Na trama, a Terra enfrenta uma crise energética que irá fazer com que o planeta consuma todos os seus recursos em pouco tempo. Na iminência da extinção, nações colocam as diferenças de lado e lançam um projeto coletivo chamado Shepard, um mega acelerador de partículas que é acoplado na Estação Especial Cloverfield com o fim de gerar energia ilimitada para o planeta. Após dois anos de tentativas fracassadas, a missão finalmente consegue ativar o acelerador, mas algo dá errado durante o processo e nosso planetinha azul simplesmente desaparece. Desesperados, os tripulantes da estação empreendem esforços para entender o que se passa, mas após o acidente com o acelerador, eventos estranhos passam a ameaçar a vida de todos ali dentro.
A premissa é muito interessante, mas o seu desenvolvimento é terrível. Logo no início do filme, há uma participação especial de Donal Logue que praticamente chama o espectador de burro. Quem reclama de Christopher Nolan e o excesso de exposição em seus filmes vai se sentir compelido a escrever um pedido de desculpas ao diretor, porque essa cena de Paradox duvida descaradamente da capacidade intelectual de quem está assistindo. Oren Uziel e Doug Jung falham miseravelmente na concepção do acelerador Shepard. A única coisa que fica bem estabelecida é que estamos diante de um acelerador de partículas. Fora isso, nunca fica claro qual efeito o objeto é capaz de produzir. Pior, os efeitos colaterais são extremamente discrepantes. De um objeto capaz de causar rupturas dimensionais, feridas no espaço-tempo contínuo e surgimento de estranhas criaturas, o acelerador produz efeitos semelhantes aos de uma casa mal assombrada, com direito até mesmo a uma mão inteligente e temperamental ao estilo da mãozinha da Família Addams. Seria caótico (no bom sentido) se não fosse estúpido. Entretanto, o pior é a tentativa de forçar o filme a amarrar as pontas e responder grandes questões da franquia. Não que as perguntas sejam facilmente respondidas, mas as respostas são as piores possíveis e fica a noção de que essa integração é gratuita e forçada.

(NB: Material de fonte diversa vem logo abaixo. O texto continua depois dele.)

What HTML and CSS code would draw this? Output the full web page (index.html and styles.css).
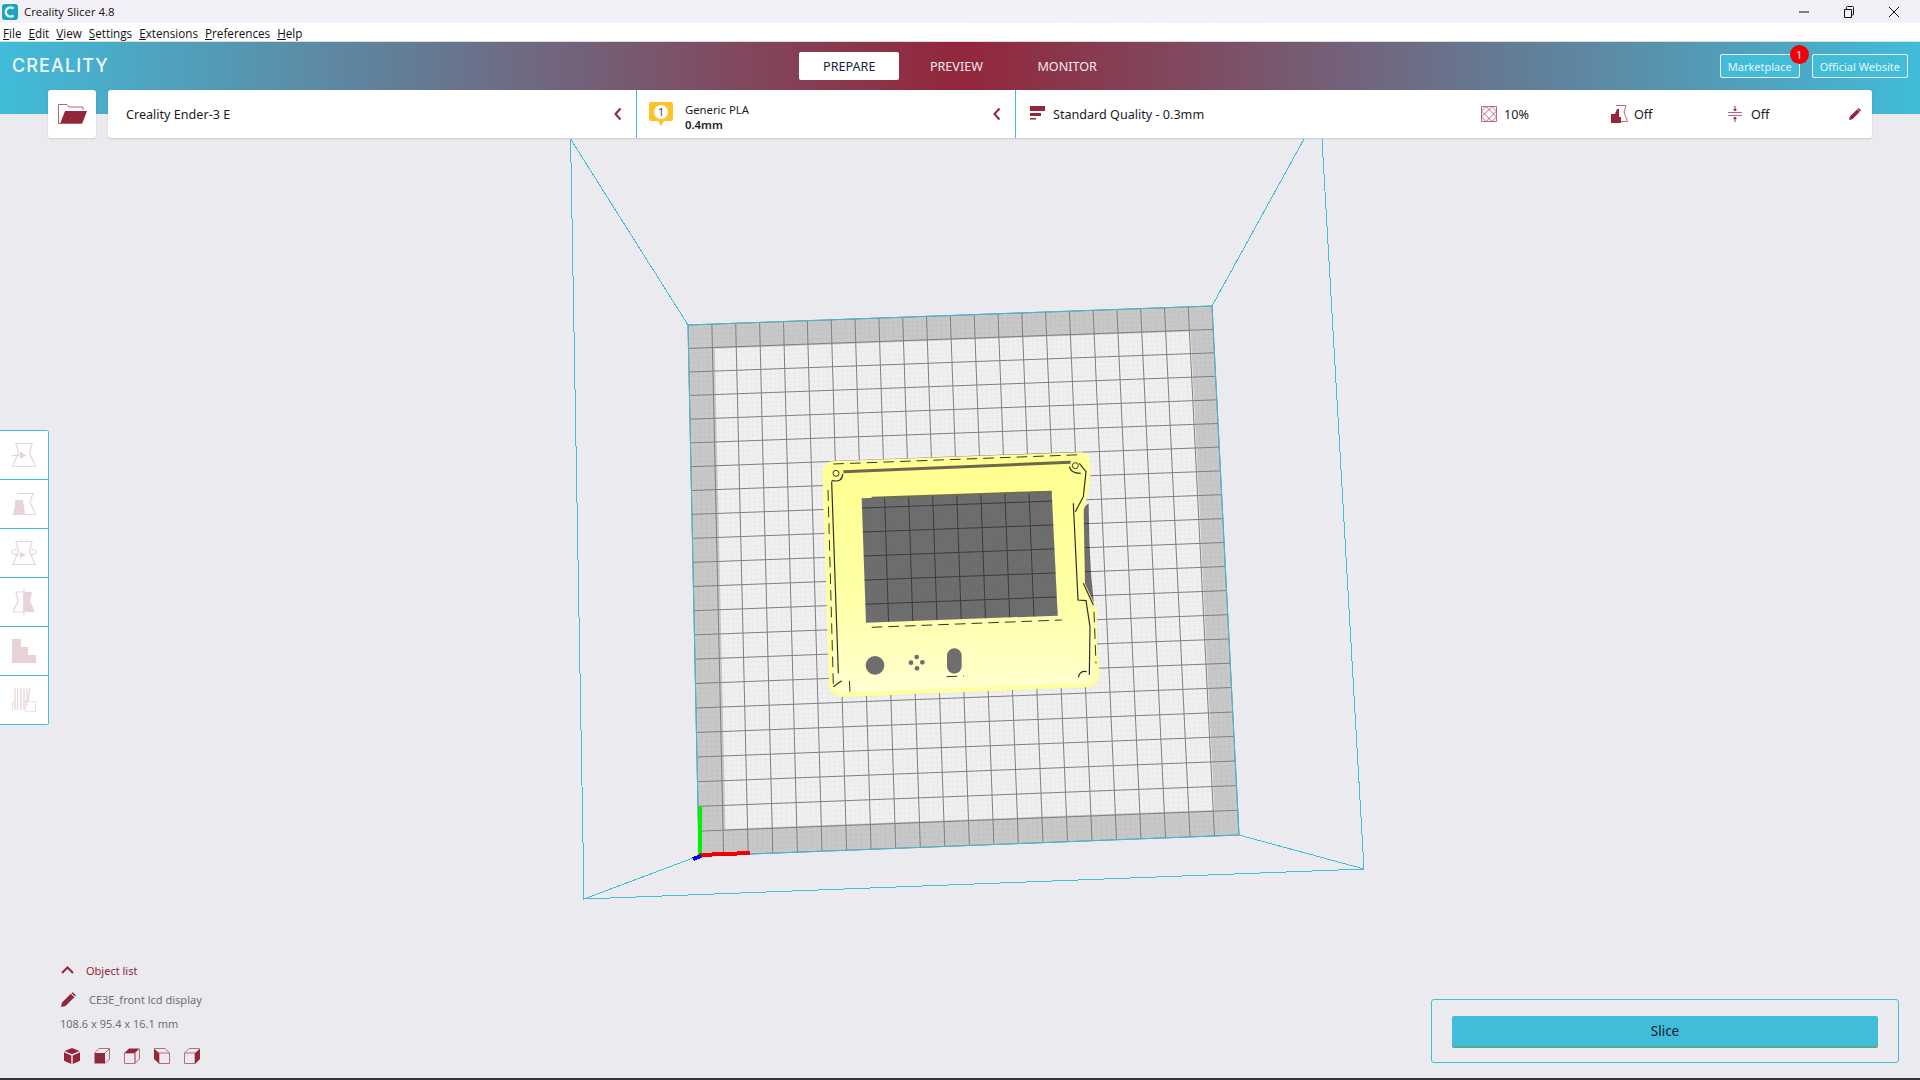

Narrativamente o filme não possui impacto, visto que logo que o planeta some, somos apresentados a uma sub-trama que se passa simultaneamente na Terra, fato esse que diminui o impacto do filme e acaba com qualquer atmosfera de mistério. Essa sub-trama também faz parte da forçada de barra em integrar The Cloverfield Paradox parte de uma franquia e de um universo cinematográfico interdimensional (vou patentear essa expressão) compartilhado. Se essa trama fosse omitida em troca de uma surpresa final ao estilo de M. Night Shyamalan, é possível que esse Cloverfield provocasse uma breve sensação de satisfação. Outro problema grave é que a direção frouxa de Julius Onah falha até mesmo em criar uma atmosfera de suspense para as mortes na tripulação, tripulação essa que é composta de tipos genéricos e que não despertam nenhuma empatia, à exceção da protagonista vivida pela ótima Gugu Mbatha-Raw.
Em resumo, The Cloverfield Paradox não funciona em nada. Não se estabelece como suspense, erra na ficção-científica sendo somente um filme que se aproveitou de uma campanha excelente de marketing e que cuja a única razão de existir é pra integrar e amarrar mal um universo cinematográfico interdimensional compartilhado.